Making biodiversity data sticky: it's all about links
Sometimes I need to remind myself just why I'm spending so much time trying to make sense of other people's data, and why I go on (and on) about identifiers. One reason for my obsession is I want data to be "sticky", like the burrs shown in the photo above (Who invented velcro? by A-dep). Shared identifiers are like the hooks on the burrs, if two pieces of data have the same identifier they will stick together. Given enough identifiers and enough data, then we could rapidly assemble a "ball" of interconnected data. A published the diagram below as part of my Elsevier Challenge entry (preprint, published version) summarises some of the links between diverse kinds of biological data:
While in principle many of these links should be trivial to create, in practice they aren't.

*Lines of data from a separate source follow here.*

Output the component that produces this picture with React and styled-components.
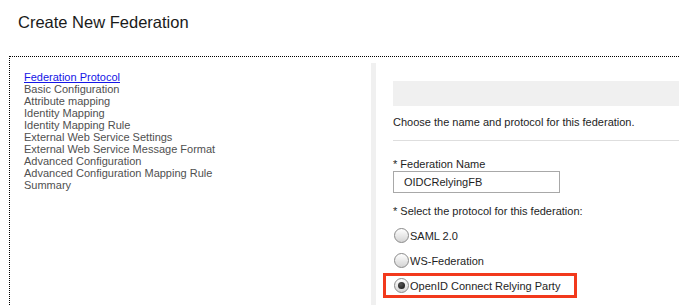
import styled, { createGlobalStyle } from "styled-components";

const Global = createGlobalStyle`
    body {
        margin: 0;
        background: white;
        font-family: "Liberation Sans", Arial, sans-serif;
    }
`;

const steps = [
    "Basic Configuration",
    "Attribute mapping",
    "Identity Mapping",
    "Identity Mapping Rule",
    "External Web Service Settings",
    "External Web Service Message Format",
    "Advanced Configuration",
    "Advanced Configuration Mapping Rule",
    "Summary",
];

function App() {
    return (
        <Page>
            <Global />
            <Title>Create New Federation</Title>
            <Frame>
                <Nav>
                    <NavLink href="#">Federation Protocol</NavLink>
                    {steps.map((s) => (
                        <NavItem key={s}>{s}</NavItem>
                    ))}
                </Nav>
                <Panel>
                    <Banner />
                    <Intro>Choose the name and protocol for this federation.</Intro>
                    <Field>
                        <Label>* Federation Name</Label>
                        <Input defaultValue="OIDCRelyingFB" />
                    </Field>
                    <Label>* Select the protocol for this federation:</Label>
                    <Options>
                        <Option>
                            <Radio type="radio" name="proto" />
                            SAML 2.0
                        </Option>
                        <Option>
                            <Radio type="radio" name="proto" />
                            WS-Federation
                        </Option>
                        <Option $highlight>
                            <Radio type="radio" name="proto" defaultChecked />
                            OpenID Connect Relying Party
                        </Option>
                    </Options>
                </Panel>
            </Frame>
        </Page>
    );
}

export default App;

const Page = styled.div`
    width: 679px;
    height: 305px;
    overflow: hidden;
`;

const Title = styled.h1`
    margin: 0;
    padding: 13px 0 0 18px;
    height: 56px;
    box-sizing: border-box;
    font-size: 16.5px;
    line-height: 19px;
    font-weight: normal;
    color: #1a1a1a;
`;

const Frame = styled.div`
    margin-left: 9px;
    border-top: 1px dotted #000;
    border-left: 1px dotted #000;
    display: grid;
    grid-template-columns: 361px 1fr;
    padding-top: 6px;
    height: 260px;
`;

const Nav = styled.div`
    display: flex;
    flex-direction: column;
    padding: 8px 0 0 14px;
    font-size: 11px;
    line-height: 12px;
`;

const NavLink = styled.a`
    color: #1515e6;
    text-decoration: underline;
    align-self: flex-start;
`;

const NavItem = styled.span`
    color: #505050;
`;

const Panel = styled.div`
    border-left: 5px solid #f0f0f0;
    padding: 18px 0 0 17px;
    font-size: 11px;
    color: #1e1e1e;
`;

const Banner = styled.div`
    height: 25px;
    background: #f0f0f0;
`;

const Intro = styled.p`
    margin: 0;
    padding: 9px 0 11px;
    border-bottom: 1px solid #dedede;
    line-height: 14px;
`;

const Field = styled.div`
    display: flex;
    flex-direction: column;
    padding-top: 16px;
    margin-bottom: 11px;
`;

const Label = styled.div`
    line-height: 14px;
`;

const Input = styled.input`
    width: 167px;
    height: 22px;
    box-sizing: border-box;
    margin-top: 0;
    border: 1px solid #a8a8a8;
    padding: 0 10px;
    font-family: inherit;
    font-size: 11px;
    color: #1e1e1e;
`;

const Options = styled.div`
    display: flex;
    flex-direction: column;
    margin-top: 5px;
    margin-left: -10px;
`;

const Option = styled.label`
    display: flex;
    align-items: center;
    gap: 1px;
    height: 25px;
    width: 194px;
    box-sizing: border-box;
    padding-left: 8px;
    border: 3px solid ${(p) => (p.$highlight ? "#f2391c" : "transparent")};
    font-size: 11px;
    color: #1e1e1e;
`;

const Radio = styled.input`
    appearance: none;
    width: 15px;
    height: 15px;
    margin: 0;
    border-radius: 50%;
    border: 1px solid #8a8a8a;
    background: linear-gradient(#ffffff, #d4d4d4);
    box-sizing: border-box;
    position: relative;

    &:checked::after {
        content: "";
        position: absolute;
        left: 3px;
        top: 3px;
        width: 7px;
        height: 7px;
        border-radius: 50%;
        background: radial-gradient(circle at 40% 35%, #555, #111);
    }
`;
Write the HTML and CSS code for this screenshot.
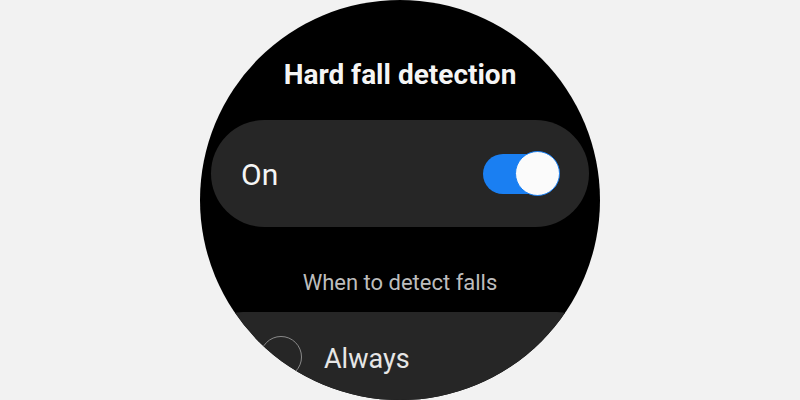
FILE: index.html
```html
<!DOCTYPE html>
<html>
<head>
<meta charset="utf-8">
<link rel="stylesheet" href="styles.css">
</head>
<body>
<div class="stage">
  <div class="watch">
    <h1 class="title">Hard fall detection</h1>
    <div class="card toggle-card">
      <span class="label">On</span>
      <span class="switch"><span class="knob"></span></span>
    </div>
    <div class="section">When to detect falls</div>
    <div class="card option-card">
      <span class="radio"></span>
      <span class="option">Always</span>
    </div>
  </div>
</div>
</body>
</html>
```
FILE: styles.css
```css
html, body {
  margin: 0;
  padding: 0;
  background: #f2f2f2;
}
.stage {
  width: 800px;
  height: 400px;
  display: flex;
  justify-content: center;
}
.watch {
  width: 400px;
  height: 400px;
  border-radius: 50%;
  background: #000;
  overflow: hidden;
  display: flex;
  flex-direction: column;
  align-items: center;
  font-family: Roboto, "Noto Sans", sans-serif;
}
.title {
  margin: 58px 0 0;
  font-size: 28px;
  font-weight: 700;
  line-height: 34px;
  color: #f5f5f5;
}
.card {
  width: 378px;
  box-sizing: border-box;
  background: #262626;
  display: flex;
  align-items: center;
  flex-shrink: 0;
}
.toggle-card {
  margin-top: 28px;
  height: 107px;
  border-radius: 54px;
  padding: 0 29px 0 30px;
  justify-content: space-between;
}
.label {
  font-size: 30px;
  color: #f5f5f5;
  line-height: 36px;
  margin-top: 2px;
}
.switch {
  width: 77px;
  height: 46px;
  display: flex;
  align-items: center;
  justify-content: flex-end;
  position: relative;
}
.switch::before {
  content: "";
  position: absolute;
  left: 0;
  top: 3px;
  width: 66px;
  height: 40px;
  border-radius: 20px;
  background: #1a7ff2;
}
.knob {
  position: relative;
  width: 43px;
  height: 43px;
  border-radius: 50%;
  background: #fbfbfb;
  border: 1.5px solid #1a7ff2;
}
.section {
  margin-top: 43px;
  font-size: 22px;
  line-height: 26px;
  color: #bdbdbd;
}
.option-card {
  margin-top: 16px;
  height: 120px;
  border-radius: 32px;
  padding: 24px 0 0 49px;
  align-items: flex-start;
  gap: 22px;
}
.radio {
  width: 40px;
  height: 40px;
  border-radius: 50%;
  border: 1.5px solid #8a8a8a;
  flex-shrink: 0;
}
.option {
  font-size: 27px;
  line-height: 36px;
  color: #e6e6e6;
  margin-top: 5px;
}
```
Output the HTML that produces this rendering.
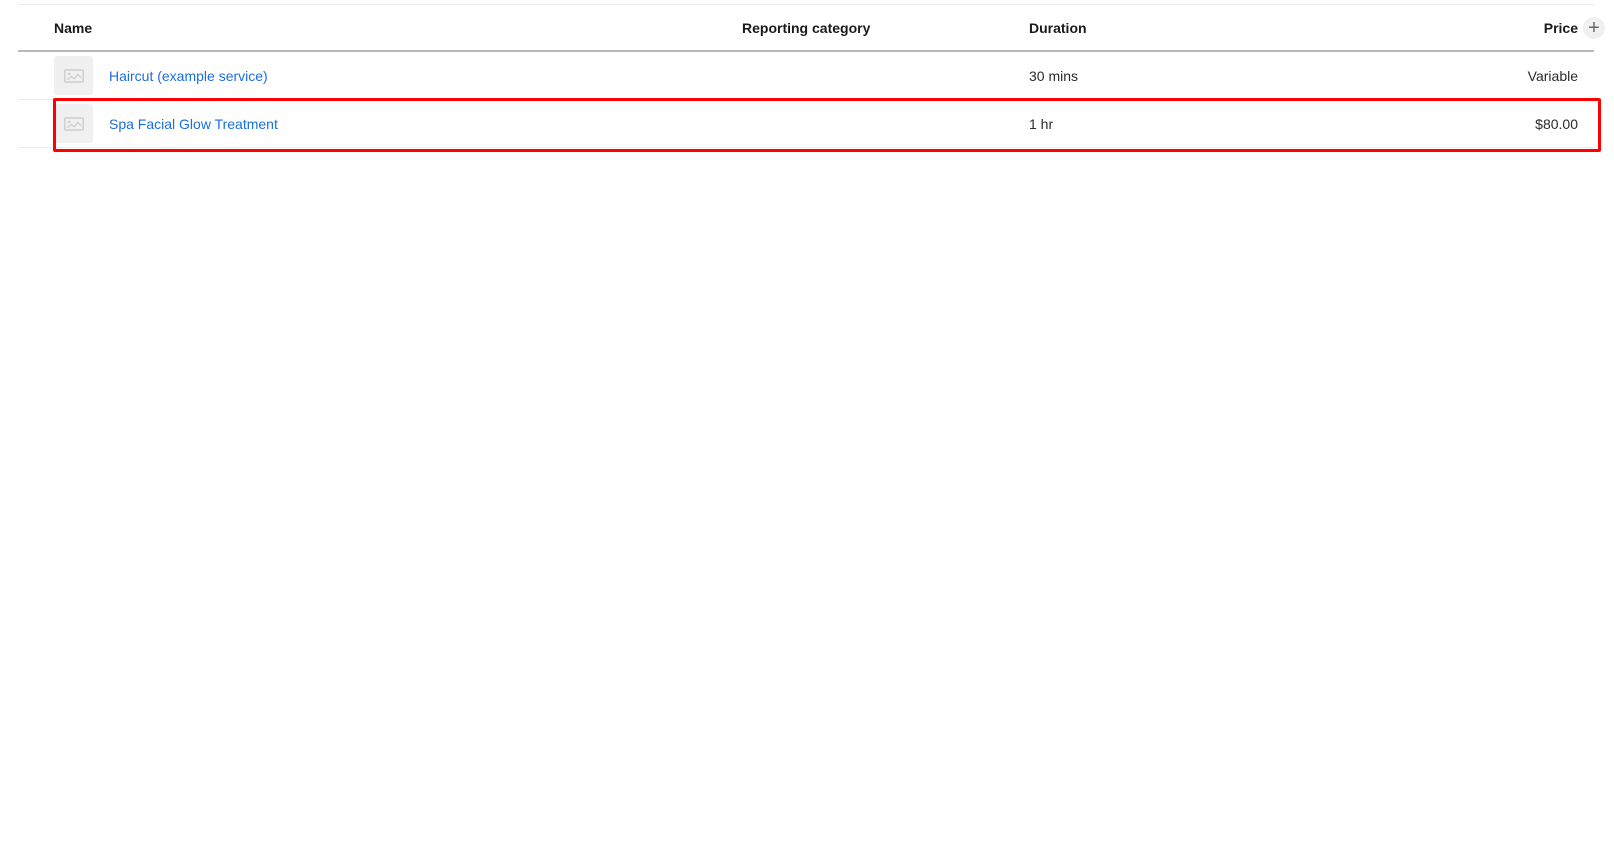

One major obstacle is the lack of globally unique identifiers, or if such identifiers exist they aren't being used. As a result, our data is anything but sticky. In the absence of identifiers, creating links between different data sets can a significant undertaking. One way to tackle this is focus on just one kind of link at a time and create a database of those links. The diagram below shows some of the links I've been working on:
For example, the iPhylo Linkout project creates links between taxon concepts in NCBI and Wikipedia. The iTaxon project is a mapping between taxonomic names and publications. I've briefly explored mapping host-parasite relationships using GenBank, and I'm currently exploring the links between publications and specimens. This list certainly doesn't exhaust the set of possible links, but it's a start. The challenge is to create sufficient links for biodiversity data to finally coalesce and for us to be able to ask questions that span multiple sources and types of data.